Please give the count of lines holding the string "with" and nothing besides.

The input
>>>
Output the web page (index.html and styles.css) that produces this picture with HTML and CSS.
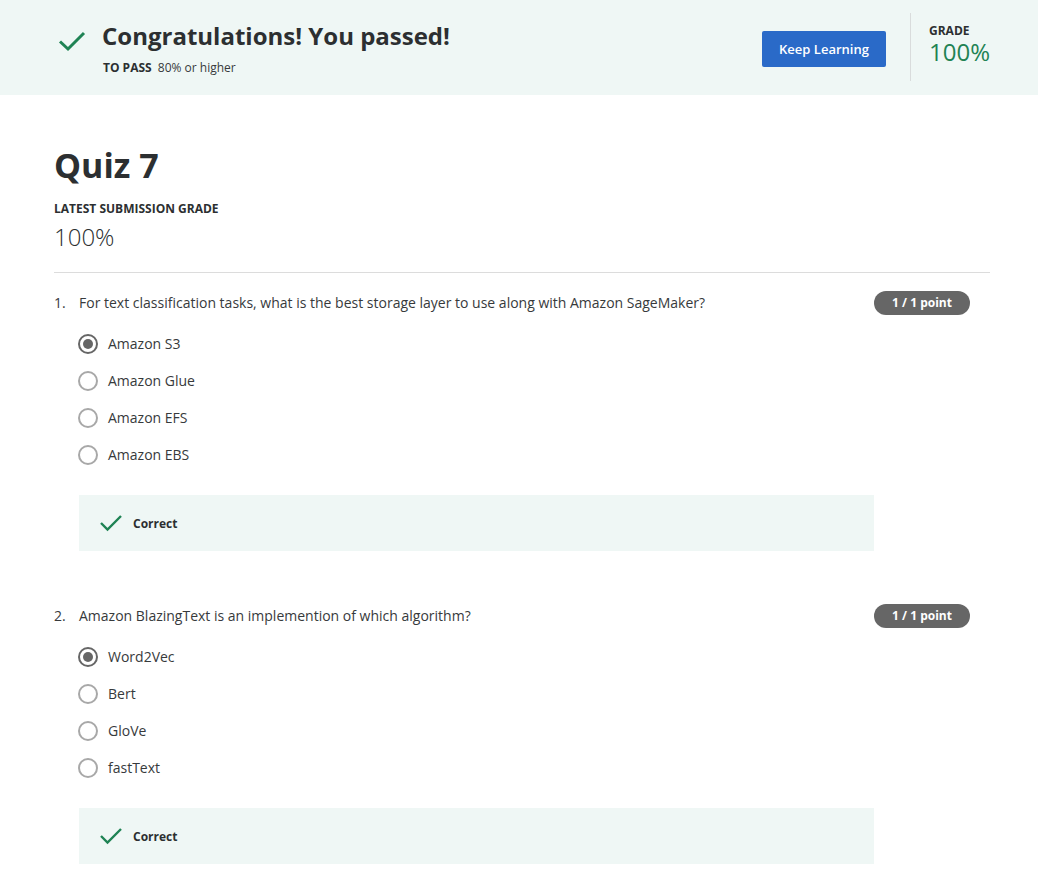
FILE: index.html
```html
<!DOCTYPE html>
<html lang="en">
<head>
<meta charset="utf-8">
<title>Quiz 7</title>
<link rel="stylesheet" href="styles.css">
</head>
<body>
<header class="banner">
  <div class="banner-left">
    <svg class="banner-check" width="28" height="22" viewBox="0 0 28 22"><path d="M2 11.5 L10 19 L26 3" fill="none" stroke="#1f8354" stroke-width="3"/></svg>
    <div class="banner-text">
      <h2 class="banner-title">Congratulations! You passed!</h2>
      <div class="banner-sub"><span class="label">TO PASS</span> 80% or higher</div>
    </div>
  </div>
  <div class="banner-right">
    <button class="btn-primary">Keep Learning</button>
    <div class="grade-box">
      <div class="label">GRADE</div>
      <div class="grade-value">100%</div>
    </div>
  </div>
</header>

<main class="content">
  <h1 class="quiz-title">Quiz 7</h1>
  <div class="label">LATEST SUBMISSION GRADE</div>
  <div class="latest-grade">100%</div>
  <hr class="divider">

  <section class="question">
    <div class="q-head">
      <span class="q-num">1.</span>
      <span class="q-text">For text classification tasks, what is the best storage layer to use along with Amazon SageMaker?</span>
      <span class="pill">1 / 1 point</span>
    </div>
    <ul class="options">
      <li><span class="radio checked"></span>Amazon S3</li>
      <li><span class="radio"></span>Amazon Glue</li>
      <li><span class="radio"></span>Amazon EFS</li>
      <li><span class="radio"></span>Amazon EBS</li>
    </ul>
    <div class="feedback">
      <svg width="24" height="18" viewBox="0 0 24 18"><path d="M2 9 L8.5 15.5 L22 2" fill="none" stroke="#1f8354" stroke-width="2.4"/></svg>
      <span>Correct</span>
    </div>
  </section>

  <section class="question">
    <div class="q-head">
      <span class="q-num">2.</span>
      <span class="q-text">Amazon BlazingText is an implemention of which algorithm?</span>
      <span class="pill">1 / 1 point</span>
    </div>
    <ul class="options">
      <li><span class="radio checked"></span>Word2Vec</li>
      <li><span class="radio"></span>Bert</li>
      <li><span class="radio"></span>GloVe</li>
      <li><span class="radio"></span>fastText</li>
    </ul>
    <div class="feedback">
      <svg width="24" height="18" viewBox="0 0 24 18"><path d="M2 9 L8.5 15.5 L22 2" fill="none" stroke="#1f8354" stroke-width="2.4"/></svg>
      <span>Correct</span>
    </div>
  </section>
</main>
</body>
</html>
```

FILE: styles.css
```css
* { box-sizing: border-box; }
html, body { margin: 0; padding: 0; background: #fff; }
body {
  font-family: "Open Sans", "Liberation Sans", sans-serif;
  color: #373a3c;
  font-size: 14px;
}

.banner {
  background: #eff7f5;
  height: 95px;
  display: flex;
  justify-content: space-between;
  align-items: flex-start;
  padding: 13px 48px 0 58px;
}
.banner-left { display: flex; align-items: flex-start; padding-top: 13px; }
.banner-check { margin-top: 4px; margin-right: 16px; }
.banner-title {
  margin: 0;
  font-size: 24px;
  font-weight: 700;
  line-height: 20px;
  color: #2c2f31;
}
.banner-sub { margin-top: 14px; font-size: 12px; line-height: 16px; padding-left: 1px; }
.label { font-size: 12px; font-weight: 700; color: #2c2f31; line-height: 16px; }
.banner-sub .label { margin-right: 3px; }

.banner-right { display: flex; align-items: flex-start; }
.btn-primary {
  margin-top: 18px;
  width: 124px;
  height: 36px;
  background: #2a6ac8;
  color: #fff;
  border: 0;
  border-radius: 2px;
  font-family: "Open Sans", "Liberation Sans", sans-serif;
  font-size: 13px;
  font-weight: 600;
}
.grade-box {
  margin-left: 24px;
  border-left: 1px solid #d9dcdc;
  height: 68px;
  padding: 10px 0 0 18px;
}
.grade-value { color: #1f8354; font-size: 24px; line-height: 24px; margin-top: 1px; }

.content { padding: 0 48px 0 54px; }
.quiz-title {
  margin: 0;
  padding-top: 50px;
  font-size: 34px;
  font-weight: 700;
  line-height: 40px;
  color: #2c2f31;
}
.content > .label { margin-top: 16px; }
.latest-grade { font-size: 24px; font-weight: 300; line-height: 30px; margin-top: 5px; color: #2c2f31; }
.divider { border: 0; border-top: 1px solid #dcdcdc; margin: 20px 0 18px; }

.question { margin-bottom: 53px; }
.q-head { display: flex; align-items: flex-start; }
.q-num { width: 25px; line-height: 24px; }
.q-text { flex: 1; line-height: 24px; }
.pill {
  margin-right: 20px;
  width: 96px;
  height: 24px;
  border-radius: 12px;
  background: #666;
  color: #fff;
  font-size: 12px;
  font-weight: 700;
  text-align: center;
  line-height: 24px;
}
.options { list-style: none; margin: 10px 0 0 24px; padding: 0; }
.options li {
  display: flex;
  align-items: center;
  height: 37px;
  line-height: 20px;
}
.radio {
  width: 20px;
  height: 20px;
  border-radius: 50%;
  border: 2px solid #a8a8a8;
  margin-right: 10px;
  flex: none;
  position: relative;
}
.radio.checked { border: 2px solid #666; }
.radio.checked::after {
  content: "";
  position: absolute;
  left: 3px; top: 3px;
  width: 10px; height: 10px;
  border-radius: 50%;
  background: #666;
}
.feedback {
  margin: 22px 116px 0 25px;
  height: 56px;
  background: #eff7f5;
  display: flex;
  align-items: center;
  padding-left: 20px;
  font-size: 12px;
  font-weight: 700;
  color: #2c2f31;
}
.feedback svg { margin-right: 10px; }
```
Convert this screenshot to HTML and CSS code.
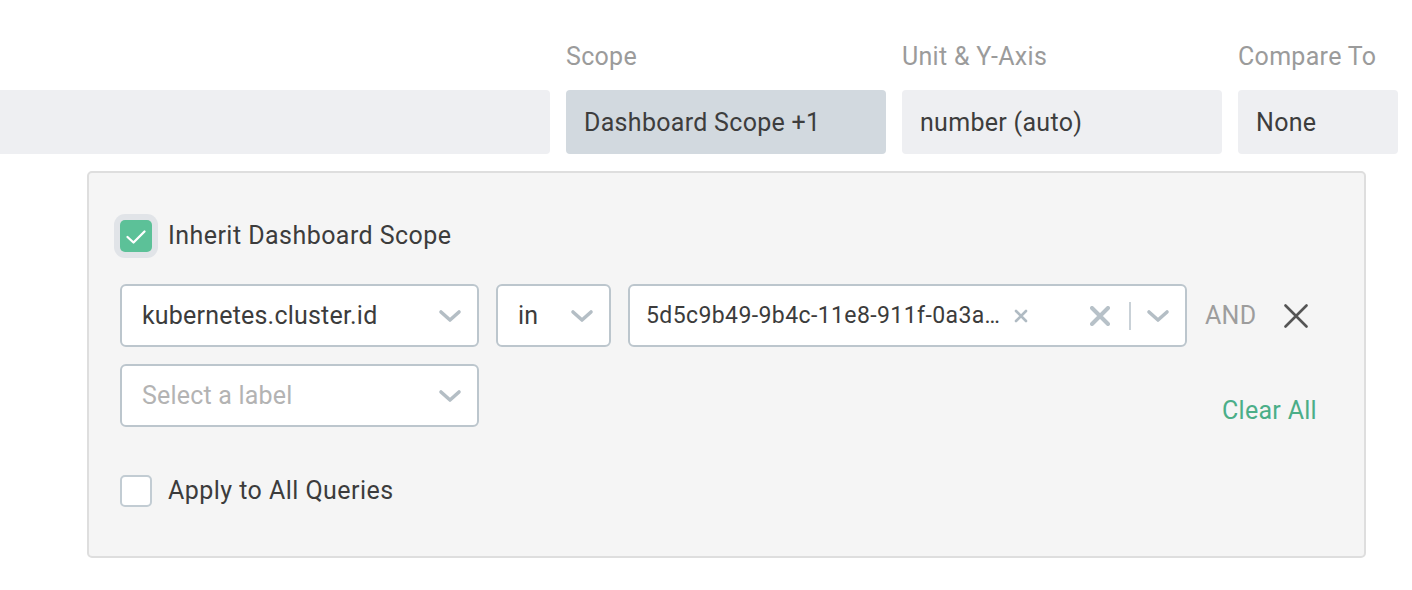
FILE: index.html
```html
<!DOCTYPE html>
<html>
<head>
<meta charset="utf-8">
<link rel="stylesheet" href="styles.css">
</head>
<body>
<div class="top-row">
  <div class="col col-query">
    <div class="col-label">&nbsp;</div>
    <div class="field"></div>
  </div>
  <div class="col col-wide">
    <div class="col-label">Scope</div>
    <div class="field field-active">Dashboard Scope +1</div>
  </div>
  <div class="col col-wide">
    <div class="col-label">Unit &amp; Y-Axis</div>
    <div class="field">number (auto)</div>
  </div>
  <div class="col col-narrow">
    <div class="col-label">Compare To</div>
    <div class="field">None</div>
  </div>
</div>

<div class="panel">
  <label class="check-row">
    <span class="checkbox checked">
      <svg viewBox="0 0 32 32" width="32" height="32"><path d="M7.5 17 L13.5 22.5 L24.5 11.5" fill="none" stroke="#fff" stroke-width="2.3" stroke-linecap="round" stroke-linejoin="round"/></svg>
    </span>
    <span class="check-text">Inherit Dashboard Scope</span>
  </label>

  <div class="filters">
    <div class="filter-row">
      <div class="select sel-label">
        <span class="sel-text">kubernetes.cluster.id</span>
        <svg class="chev" viewBox="0 0 24 14" width="24" height="14"><path d="M3 3 L12 11 L21 3" fill="none" stroke="currentColor" stroke-width="3.6" stroke-linecap="round" stroke-linejoin="round"/></svg>
      </div>
      <div class="select sel-op">
        <span class="sel-text">in</span>
        <svg class="chev" viewBox="0 0 24 14" width="24" height="14"><path d="M3 3 L12 11 L21 3" fill="none" stroke="currentColor" stroke-width="3.6" stroke-linecap="round" stroke-linejoin="round"/></svg>
      </div>
      <div class="select sel-value">
        <span class="chip">
          <span class="chip-text">5d5c9b49-9b4c-11e8-911f-0a3a…</span>
          <svg class="chip-x" viewBox="0 0 14 14" width="14" height="14"><path d="M2 2 L12 12 M12 2 L2 12" stroke="currentColor" stroke-width="2.6" stroke-linecap="round"/></svg>
        </span>
        <span class="indicators">
          <svg class="clear-x" viewBox="0 0 20 20" width="20" height="20"><path d="M2 2 L18 18 M18 2 L2 18" stroke="currentColor" stroke-width="4" stroke-linecap="round"/></svg>
          <span class="sep"></span>
          <svg class="chev" viewBox="0 0 24 14" width="24" height="14"><path d="M3 3 L12 11 L21 3" fill="none" stroke="currentColor" stroke-width="3.6" stroke-linecap="round" stroke-linejoin="round"/></svg>
        </span>
      </div>
      <span class="and">AND</span>
      <svg class="remove" viewBox="0 0 24 24" width="24" height="24"><path d="M1.5 1.5 L22.5 22.5 M22.5 1.5 L1.5 22.5" stroke="currentColor" stroke-width="2.6" stroke-linecap="round"/></svg>
    </div>
    <div class="filter-row row-second">
      <div class="select sel-label">
        <span class="sel-text placeholder">Select a label</span>
        <svg class="chev" viewBox="0 0 24 14" width="24" height="14"><path d="M3 3 L12 11 L21 3" fill="none" stroke="currentColor" stroke-width="3.6" stroke-linecap="round" stroke-linejoin="round"/></svg>
      </div>
      <a class="clear-all">Clear All</a>
    </div>
  </div>

  <label class="check-row apply-row">
    <span class="checkbox"></span>
    <span class="check-text">Apply to All Queries</span>
  </label>
</div>
</body>
</html>
```

FILE: styles.css
```css
* { box-sizing: border-box; }

html, body {
  margin: 0;
  padding: 0;
  background: #fff;
  font-family: Roboto, "Liberation Sans", Arial, sans-serif;
  color: #3c3c3c;
  overflow: hidden;
}

.top-row {
  display: flex;
  gap: 16px;
  margin-left: -10px;
  padding-top: 43px;
}

.col {
  display: flex;
  flex-direction: column;
}

.col-query { width: 560px; }
.col-wide { width: 320px; }
.col-narrow { width: 160px; }

.col-label {
  font-size: 25px;
  letter-spacing: 0.3px;
  line-height: 28px;
  color: #9b9b9b;
  margin-bottom: 19px;
  white-space: nowrap;
}

.field {
  height: 64px;
  border-radius: 4px;
  background: #eeeff2;
  display: flex;
  align-items: center;
  padding-left: 18px;
  font-size: 25px;
  letter-spacing: 0.3px;
  color: #3d3d3d;
  white-space: nowrap;
}

.field-active { background: #d2d9df; }

.panel {
  margin-left: 87px;
  margin-top: 17px;
  width: 1279px;
  height: 387px;
  background: #f5f5f5;
  border: 2px solid #dedede;
  border-radius: 5px;
  padding: 47px 0 0 31px;
}

.check-row {
  display: flex;
  align-items: center;
  gap: 16px;
  font-size: 25px;
  letter-spacing: 0.45px;
  line-height: 32px;
  color: #3c3c3c;
}

.checkbox {
  width: 32px;
  height: 32px;
  border-radius: 5px;
  border: 2px solid #c2ccd3;
  background: #fff;
  flex: none;
  display: flex;
}

.checkbox.checked {
  background: #5cc198;
  border: none;
  box-shadow: 0 0 0 6px #e1e4e8;
}

.filters {
  margin-top: 32px;
  display: flex;
  flex-direction: column;
  gap: 17px;
}

.filter-row {
  display: flex;
  align-items: center;
  gap: 17px;
}

.select {
  height: 63px;
  border: 2px solid #bcc6cd;
  border-radius: 6px;
  background: #fff;
  display: flex;
  align-items: center;
  justify-content: space-between;
  padding: 0 15px 0 20px;
  color: #b4bec5;
  flex: none;
}

.sel-label { width: 359px; }
.sel-op { width: 115px; }
.sel-value { width: 559px; padding-left: 16px; }

.sel-text {
  font-size: 25px;
  letter-spacing: 0.2px;
  color: #3c3c3c;
  white-space: nowrap;
}

.sel-text.placeholder { color: #b3b3b3; }

.chip {
  display: flex;
  align-items: center;
  gap: 14px;
}

.chip-text {
  font-size: 23px;
  letter-spacing: 0.4px;
  color: #3c3c3c;
  white-space: nowrap;
}

.chip-x { color: #b0bbc3; }

.indicators {
  display: flex;
  align-items: center;
}

.clear-x { color: #b7c1c8; }

.sep {
  width: 2px;
  height: 28px;
  background: #c9d1d7;
  margin: 0 15px 0 19px;
}

.and {
  font-size: 25px;
  letter-spacing: 0.3px;
  color: #9d9d9d;
  margin-left: 1px;
}

.remove {
  color: #555;
  margin-left: 11px;
}

.row-second {
  align-items: flex-end;
  justify-content: space-between;
  padding-right: 47px;
}

.clear-all {
  font-size: 25px;
  letter-spacing: 0.3px;
  line-height: 28px;
  color: #4bae88;
  margin-bottom: 2px;
  cursor: pointer;
}

.apply-row { margin-top: 48px; }
```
<<<
Correct answer
2